The passengers contributed $3,163,389 in fares in 2009-10 and, all up, the council contributed a further $5.5 million of both operating and capital expenditure.
In contrast to the overwhelmingly negative anecdotal comments presented to the Otago Daily Times by commuters using their cars, regional council surveys showed those who actually used the buses were increasingly positive.
Timetable biggest bus grumble
"Bus geek" Dr Chris Brickell considers it is the Dunedin bus timetable that is most in need of attention.
He believes bus fares are "really quite high for a city of Dunedin's size" and frequency is "a bit patchy".
But the timetable:
"It's actually a bit of a mess, to be honest.

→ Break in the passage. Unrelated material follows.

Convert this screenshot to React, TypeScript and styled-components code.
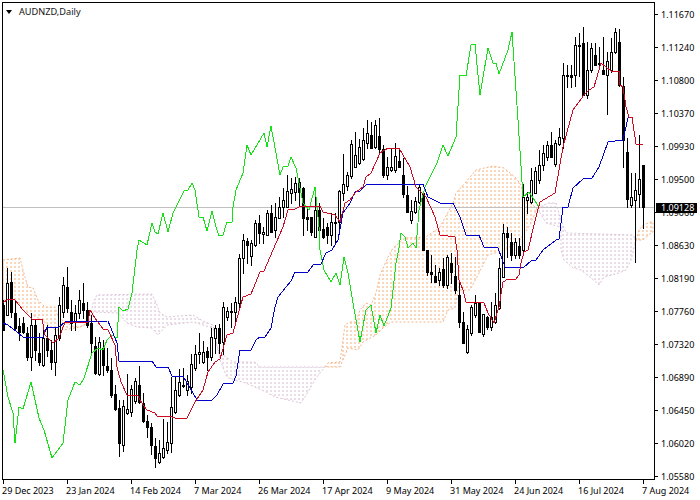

"You've got one route in there - Lookout Point to Pine Hill - which has about 20 different route numbers.
"The St Clair-Normanby timetable on a weekend is virtually unreadable because it's in a sort of a strange kind of format.
"If you go to page 52, where you've got the Bradford timetable, it says the departure time from the terminus but that's it.
"It doesn't tell you when it reaches points along the way; it doesn't tell you when it gets in at the other end.
"So there are issues around the presentation of the timetable that are not doing, perhaps, as good a job for the publicity of the service as they could be."
He is, however, complimentary about the "fantastic" timetables being erected at each of the city's bus stops and believes the service is "going in the right direction".
"But I think sometimes the information is not quite as good as it could be."